Part One: Aquinas' Natural Law implies divine, immutable, eternal laws. Human beings can know natural law through their faculties of reason; however, not all manmade laws reflect natural law. All natural law is fair and just. Natural law often stands in direct opposition to human law, and human beings also possess animal instincts that can come into conflict with the Natural Law. The Natural Law is at the root of human morality. Only rational creatures, not the animals, are capable of acting in accordance with Natural Law. If animals act in accordance with Natural Law they do so unconsciously; the human being possesses the unique power to act in accordance with Natural Law out of choice and free will. Natural Law permits righteous judgment of behavior.

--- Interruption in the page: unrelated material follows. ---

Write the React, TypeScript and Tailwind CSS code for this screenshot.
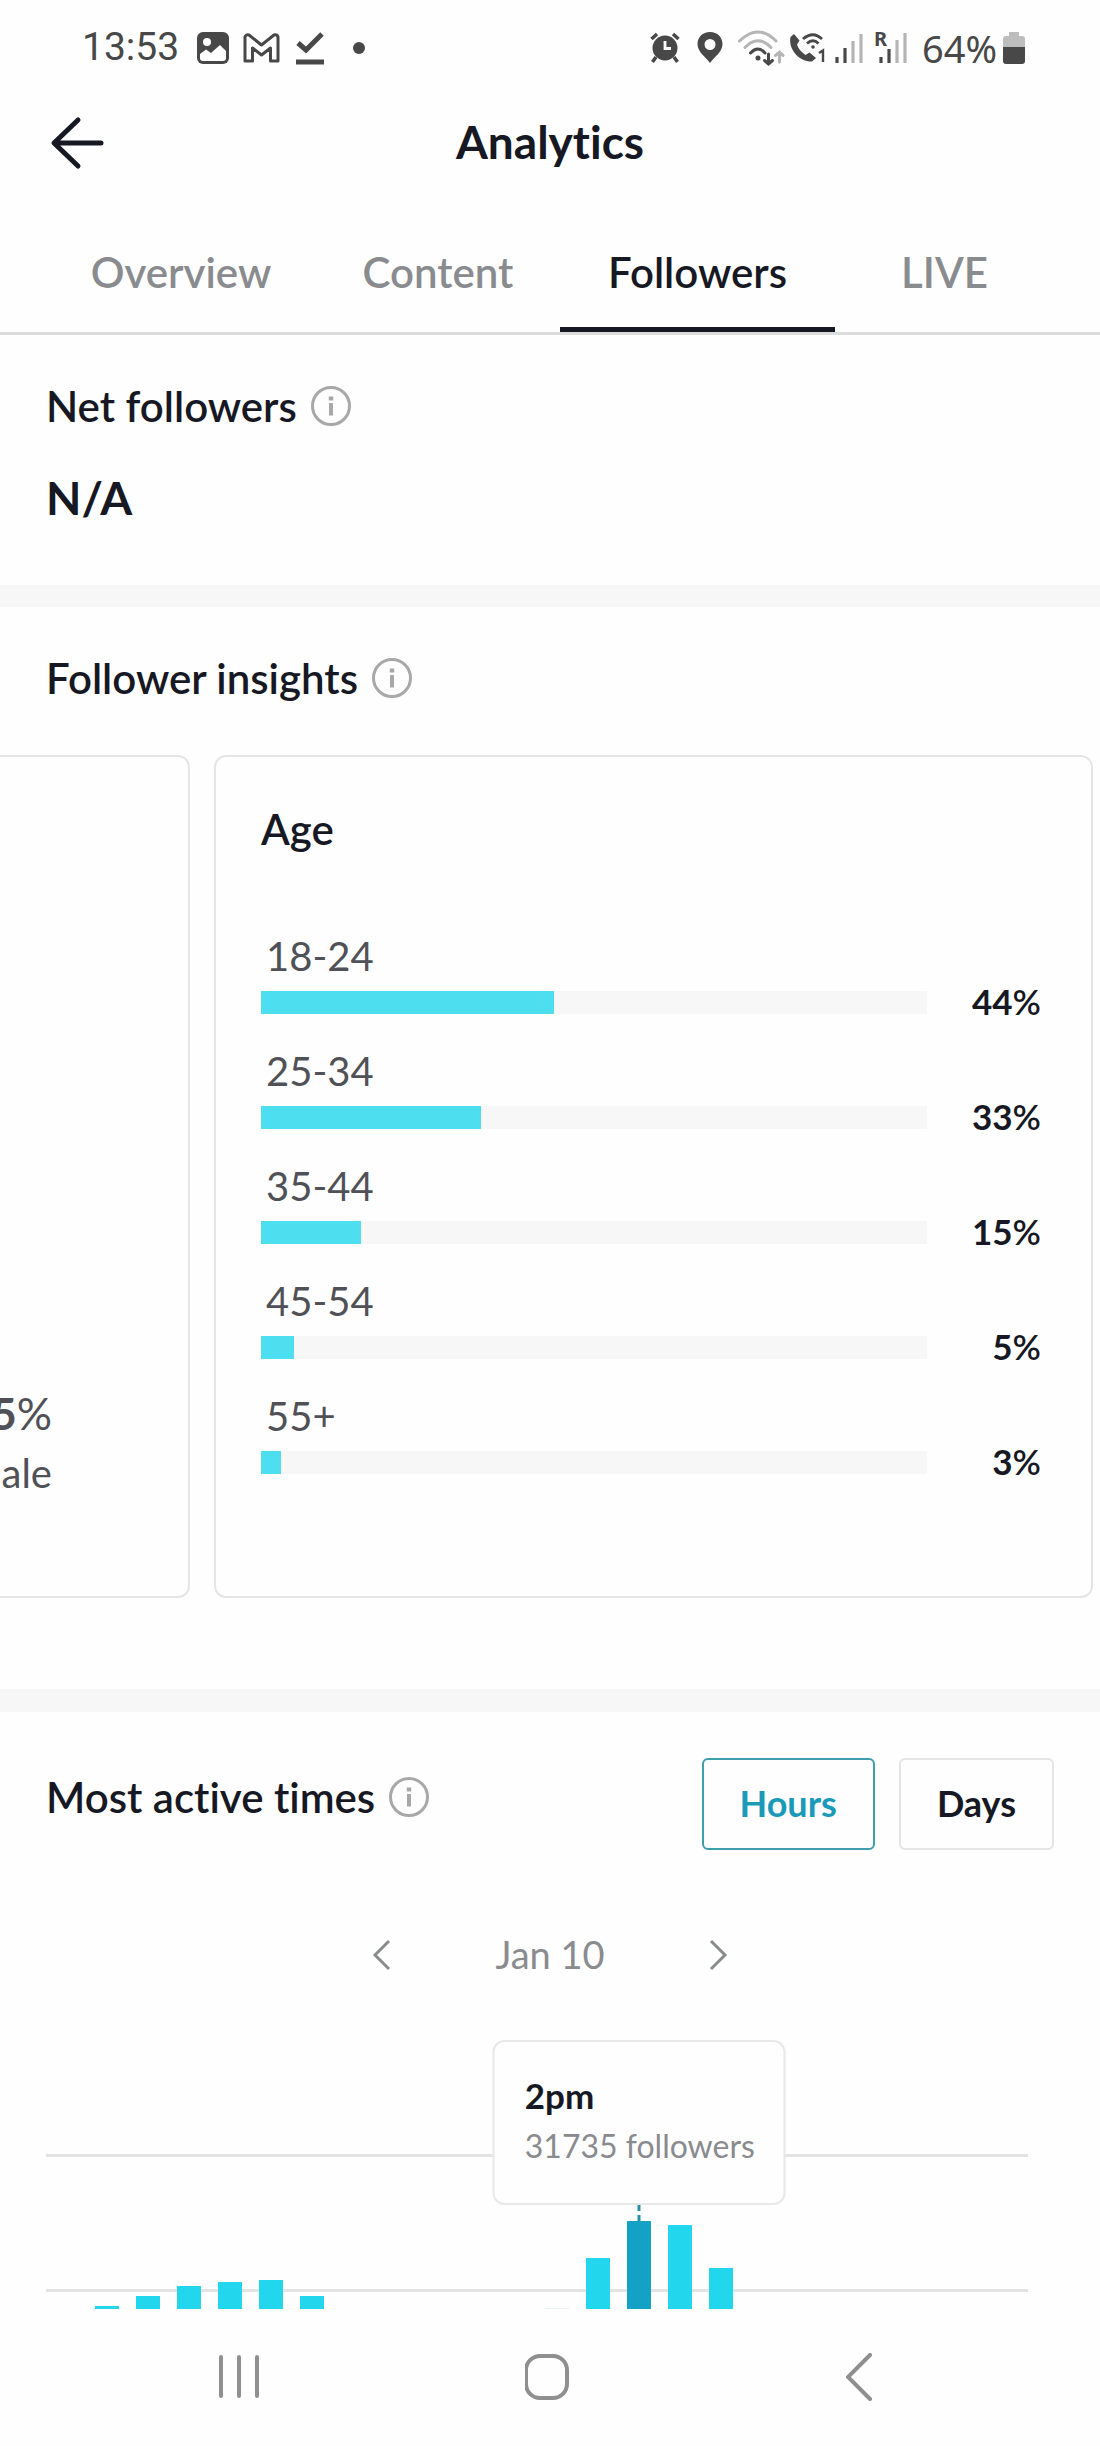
import { useState } from 'react'
import type { ReactNode } from 'react'

interface AgeGroup {
  label: string
  percent: number
}

interface HourBar {
  hour: number
  height: number
  tone: 'normal' | 'active' | 'faint'
}

const tabs = ['Overview', 'Content', 'Followers', 'LIVE']

const ageGroups: AgeGroup[] = [
  { label: '18-24', percent: 44 },
  { label: '25-34', percent: 33 },
  { label: '35-44', percent: 15 },
  { label: '45-54', percent: 5 },
  { label: '55+', percent: 3 },
]

const hourBars: HourBar[] = [
  { hour: 1, height: 3, tone: 'normal' },
  { hour: 2, height: 13, tone: 'normal' },
  { hour: 3, height: 23, tone: 'normal' },
  { hour: 4, height: 27, tone: 'normal' },
  { hour: 5, height: 29, tone: 'normal' },
  { hour: 6, height: 13, tone: 'normal' },
  { hour: 12, height: 1, tone: 'faint' },
  { hour: 13, height: 51, tone: 'normal' },
  { hour: 14, height: 88, tone: 'active' },
  { hour: 15, height: 84, tone: 'normal' },
  { hour: 16, height: 41, tone: 'normal' },
]

const barColors = {
  normal: 'bg-[#22d6ed]',
  active: 'bg-[#13a2c6]',
  faint: 'bg-[#e8f2f2]',
}

function StatusBar() {
  return (
    <div className="flex h-[95px] items-center justify-between pl-[82px] pr-[75px] text-[#484848]">
      <div className="flex items-center">
        <span className="mr-[18px] font-[Roboto] text-[39px] leading-none">13:53</span>
        {/* Gallery */}
        <svg width="32" height="32" viewBox="0 0 32 32" className="mr-[14px]">
          <rect width="32" height="32" rx="6" fill="currentColor" />
          <circle cx="10" cy="10" r="4" fill="#fff" />
          <path d="M3 22 L9 17.5 L14 21 L23 13 L29 19 V26 Q29 29 26 29 H6 Q3 29 3 26 Z" fill="#fff" />
        </svg>
        {/* Mail */}
        <svg width="37" height="30" viewBox="0 0 37 30" className="mr-[16px]" fill="none" stroke="currentColor" strokeWidth="3" strokeLinejoin="round">
          <path d="M2 28 V4 Q3 1 6 2 L18.500 12 L31 2 Q34 1 35 4 V28 H27.500 V15 L18.500 22 L9.500 15 V28 Z" />
        </svg>
        {/* Download complete */}
        <svg width="28" height="34" viewBox="0 0 28 34" className="mr-[29px]" fill="none" stroke="currentColor" strokeWidth="5">
          <path d="M2 12 L10 19 L26 3" />
          <path d="M0 31 H28" />
        </svg>
        <span className="h-3 w-3 rounded-full bg-current" />
      </div>
      <div className="flex items-center">
        {/* Alarm */}
        <svg width="30" height="31" viewBox="0 0 30 31" className="mr-[17px]" fill="none" stroke="currentColor">
          <circle cx="15" cy="16" r="12.500" fill="currentColor" stroke="none" />
          <path d="M1.500 7 L7 2 M28.500 7 L23 2 M6 25 L2.500 30 M24 25 L27.500 30" strokeWidth="3.500" />
          <path d="M15 9 V16.500 H21" stroke="#fff" strokeWidth="2.800" />
        </svg>
        {/* Location */}
        <svg width="26" height="31" viewBox="0 0 26 31" className="mr-[15px]">
          <path d="M13 0 C5.500 0 .5 5.500 .5 12 C.5 20 8 24 13 31 C18 24 25.500 20 25.500 12 C25.500 5.500 20.500 0 13 0 Z M13 7 A5.500 5.500 0 1 1 13 18 A5.500 5.500 0 1 1 13 7 Z" fill="currentColor" fillRule="evenodd" />
        </svg>
        {/* Wi-Fi */}
        <svg width="47" height="36" viewBox="0 0 47 36" className="mr-[4px]" fill="none" strokeLinecap="round" strokeWidth="3">
          <path d="M1.500 11 Q20 -7 38 11" stroke="#b5b5b5" />
          <path d="M7 17.500 Q20 4 33 17.500" stroke="#b5b5b5" />
          <path d="M12.500 23 Q20 15 27 23" stroke="currentColor" />
          <circle cx="20" cy="28" r="2.500" fill="currentColor" />
          <path d="M30.500 24 V34 M26.500 30.500 L30.500 34 L34.500 30.500" stroke="currentColor" />
          <path d="M41.500 32 V22 M37.500 25.500 L41.500 22 L45 25.500" stroke="#b5b5b5" />
        </svg>
        {/* Wi-Fi calling */}
        <svg width="37" height="30" viewBox="0 0 37 30" className="mr-[9px]" fill="none" stroke="currentColor" strokeWidth="2.800">
          <path d="M5 1 L1.500 4 C-1 16 10 29 23 28.500 L27 25 L20.500 19.500 L16.500 22 C12 19 9 15 8 11.500 L10.500 7.500 Z" fill="currentColor" stroke="none" />
          <path d="M14 6 Q24 -2.500 33 6 M18 10.500 Q24 5 29.500 10.500" />
          <circle cx="24" cy="14" r="1.800" fill="currentColor" stroke="none" />
          <path d="M30 20 L34 17.500 V29" strokeWidth="2.400" />
        </svg>
        {/* SIM 1 signal */}
        <svg width="30" height="30" viewBox="0 0 30 30" className="mr-[10px]" strokeWidth="3.200">
          <path d="M2 24 V30 M10 15 V30" stroke="currentColor" />
          <path d="M18 8 V30 M26 1 V30" stroke="#b5b5b5" />
        </svg>
        {/* SIM 2 signal, roaming */}
        <svg width="32" height="31" viewBox="0 0 32 31" className="mr-[15px] overflow-visible" fill="none" strokeWidth="3.200">
          <text x="-1" y="14" className="font-[Noto_Sans] text-[20px] font-bold" fill="currentColor">R</text>
          <path d="M6 25 V31 M14 17 V31" stroke="currentColor" />
          <path d="M22 8 V31 M30 1 V31" stroke="#b5b5b5" />
        </svg>
        <span className="mr-[6px] font-[Noto_Sans] text-[38px] leading-none">64%</span>
        {/* Battery */}
        <svg width="22" height="32" viewBox="0 0 22 32">
          <path d="M6 0 H16 V4 H19 Q22 4 22 7 V15 H0 V7 Q0 4 3 4 H6 Z" fill="#bdbdbd" />
          <path d="M0 15 H22 V29 Q22 32 19 32 H3 Q0 32 0 29 Z" fill="currentColor" />
        </svg>
      </div>
    </div>
  )
}

function InfoButton({ label }: { label: string }) {
  return (
    <button type="button" aria-label={label} className="text-[#a8a8a8]">
      <svg width="40" height="40" viewBox="0 0 40 40" fill="none" stroke="currentColor" strokeWidth="3">
        <circle cx="20" cy="20" r="18.500" />
        <path d="M20 17 V29.500" strokeWidth="4" />
        <path d="M20 10.500 V14.500" strokeWidth="4.500" />
      </svg>
    </button>
  )
}

function SectionTitle({ children, info }: { children: ReactNode; info: string }) {
  return (
    <div className="flex h-12 items-center gap-[14px]">
      <h2 className="text-[42px] leading-[48px] font-semibold">{children}</h2>
      <InfoButton label={info} />
    </div>
  )
}

function AgeCard() {
  return (
    <article className="mr-[7px] h-[843px] flex-1 rounded-xl border-2 border-[#e5e5e5] pt-[48px] pr-[50px] pl-[45px]">
      <h3 className="text-[42px] leading-[48px] font-semibold">Age</h3>
      <ul className="mt-[76px]">
        {ageGroups.map(group => (
          <li key={group.label} className="flex h-[115px] flex-col">
            <span className="pl-[5px] text-[40px] leading-[54px] text-[#505156]">{group.label}</span>
            <div className="flex h-[38px] items-center">
              <div className="h-[23px] flex-1 bg-[#f7f7f7]">
                <div className="h-full bg-[#4ddef0]" style={{ width: `${group.percent}%` }} />
              </div>
              <span className="w-[114px] pb-[2px] text-right text-[35px] leading-9 font-bold">
                {group.percent}<span className="font-semibold">%</span>
              </span>
            </div>
          </li>
        ))}
      </ul>
    </article>
  )
}

function ActivityChart() {
  return (
    <div className="relative mr-[72px] ml-[46px] h-[270px]">
      <div className="absolute inset-x-0 top-[115px] h-[3px] bg-[#e3e3e3]" />
      <div className="absolute inset-x-0 top-[250px] h-[3px] bg-[#e3e3e3]" />
      <div className="relative grid h-full grid-cols-24 items-end justify-items-center">
        {Array.from({ length: 24 }, (_, hour) => {
          const bar = hourBars.find(b => b.hour === hour)
          return (
            <div key={hour} className="relative">
              {bar && <div className={`w-6 ${barColors[bar.tone]}`} style={{ height: bar.height }} />}
              {bar?.tone === 'active' && (
                <div className="absolute bottom-full left-1/2 flex -translate-x-1/2 flex-col items-center">
                  <div className="w-[293px] rounded-xl border-2 border-[#e8e8e8] bg-[#fefefe] pt-[30px] pb-[32px] pl-[30px]">
                    <p className="text-[35px] leading-[46px] font-bold">2pm</p>
                    <p className="pt-[3px] text-[32px] leading-[50px] whitespace-nowrap text-[#8a8b8f]">31735 followers</p>
                  </div>
                  <div className="h-[16px] border-l-3 border-dashed border-[#298fa5]" />
                </div>
              )}
            </div>
          )
        })}
      </div>
    </div>
  )
}

function NavigationBar() {
  return (
    <nav className="grid h-[137px] grid-cols-3 items-center justify-items-center px-[84px] pb-[2px] text-[#8f8f8f]">
      <button type="button" aria-label="Recent apps">
        <svg width="46" height="48" viewBox="0 0 46 48" stroke="currentColor" strokeWidth="4" strokeLinecap="round">
          <path d="M5 4 V43 M23 4 V43 M41 4 V43" />
        </svg>
      </button>
      <button type="button" aria-label="Home">
        <svg width="50" height="48" viewBox="0 0 50 48" fill="none" stroke="currentColor" strokeWidth="4">
          <rect x="1" y="3" width="41" height="42" rx="14" />
        </svg>
      </button>
      <button type="button" aria-label="Back">
        <svg width="30" height="48" viewBox="0 0 30 48" fill="none" stroke="currentColor" strokeWidth="4" strokeLinecap="round">
          <path d="M24 2 L2 24 L24 46" />
        </svg>
      </button>
    </nav>
  )
}

export default function App() {
  const [activeTab, setActiveTab] = useState('Followers')
  const [range, setRange] = useState('Hours')

  return (
    <div className="w-full overflow-hidden bg-[#fefefe] font-[Lato,sans-serif] text-[#161823] [font-variant-ligatures:none]">
      <StatusBar />

      <header className="grid h-[96px] grid-cols-[1fr_auto_1fr] items-center px-[46px]">
        <button type="button" aria-label="Go back" className="justify-self-start">
          <svg width="60" height="56" viewBox="0 0 60 56" fill="none" stroke="currentColor" strokeWidth="5" strokeLinecap="round" strokeLinejoin="round">
            <path d="M32 5 L8 28 L32 51 M9 28 H55" />
          </svg>
        </button>
        <h1 className="pb-[2px] text-[46px] leading-[56px] font-bold">Analytics</h1>
      </header>

      <div role="tablist" className="grid h-[144px] grid-cols-[270fr_244fr_275fr_219fr] border-b-3 border-[#dcdcdc] px-[46px] pt-[26px]">
        {tabs.map(tab => (
          <button
            key={tab}
            type="button"
            role="tab"
            aria-selected={activeTab === tab}
            onClick={() => setActiveTab(tab)}
            className={`border-b-5 text-[42px] font-semibold ${
              activeTab === tab ? 'border-[#161823] text-[#161823]' : 'border-transparent text-[#8a8b8f]'
            }`}
          >
            {tab}
          </button>
        ))}
      </div>

      <section className="h-[250px] px-[46px] pt-[47px]">
        <SectionTitle info="About net followers">Net followers</SectionTitle>
        <p className="mt-[40px] text-[46px] leading-[56px] font-bold">N/A</p>
      </section>

      <div className="h-[22px] bg-[#f7f7f7]" />

      <section className="h-[1082px]">
        <div className="px-[46px] pt-[47px]">
          <SectionTitle info="About follower insights">Follower insights</SectionTitle>
        </div>
        <div className="mt-[53px] flex gap-[24px]">
          <article className="flex h-[843px] w-[190px] flex-none flex-col items-end overflow-hidden rounded-r-xl border-2 border-l-0 border-[#e5e5e5] pt-[626px] pr-[136px] text-[#505156]">
            <p className="text-[44px] leading-[60px]">
              <b>5</b>%
            </p>
            <p className="text-[40px] leading-[60px]">ale</p>
          </article>
          <AgeCard />
        </div>
      </section>

      <div className="h-[23px] bg-[#f7f7f7]" />

      <section>
        <div className="flex items-start justify-between px-[46px] pt-[46px]">
          <div className="pt-[15px]">
            <SectionTitle info="About most active times">Most active times</SectionTitle>
          </div>
          <div className="flex gap-[24px]">
            {['Hours', 'Days'].map(option => (
              <button
                key={option}
                type="button"
                aria-pressed={range === option}
                onClick={() => setRange(option)}
                className={`h-[92px] rounded-md border-2 px-[36px] pb-[3px] text-[36px] font-bold ${
                  range === option ? 'border-[#3f9dae] text-[#1a9ab8]' : 'border-[#e5e5e5] text-[#161823]'
                }`}
              >
                {option}
              </button>
            ))}
          </div>
        </div>

        <div className="mt-[79px] flex h-[52px] items-center justify-center gap-[103px] text-[#8a8b8f]">
          <button type="button" aria-label="Previous day">
            <svg width="20" height="34" viewBox="0 0 20 34" fill="none" stroke="currentColor" strokeWidth="3">
              <path d="M17 3 L3 17 L17 31" />
            </svg>
          </button>
          <span className="pb-[3px] text-[38px] leading-[52px]">Jan 10</span>
          <button type="button" aria-label="Next day">
            <svg width="20" height="34" viewBox="0 0 20 34" fill="none" stroke="currentColor" strokeWidth="3">
              <path d="M3 3 L17 17 L3 31" />
            </svg>
          </button>
        </div>

        <div className="pt-[58px]">
          <ActivityChart />
        </div>
      </section>

      <NavigationBar />
    </div>
  )
}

According to Aquinas, Natural Law supersedes all human law. Human law can follow from Natural Law and should ideally be a more specific interpretation of the generalities of Natural Law. For example, if the Natural Law dictates that it is wrong to kill, the human law codifies this ethical mandate by differentiating between types of killing: murder, manslaughter, and killing in self defense. Human law is necessary to account for all the complexities and details of human society; Natural Law alone is insufficient because it is too broad. Human law can be defined as the mundane and specific interpretations of Natural Law. Human law and human reason should therefore be as servants to the Natural Law; when there is a dispute in human law, the dispute may be resolved by returning to the source of that law in Nature.
Part Two: Bowers v. Hardwick and Lawrence v. Texas are two of the most high-profile Supreme Court cases relating to the rights of homosexuals. In Bowers v. Hardwick (1986), the Supreme Court majority decision upheld sodomy laws on the grounds that there was nothing inherently unconstitutional about a ban on sodomy. The dissenting opinion in Bowers v.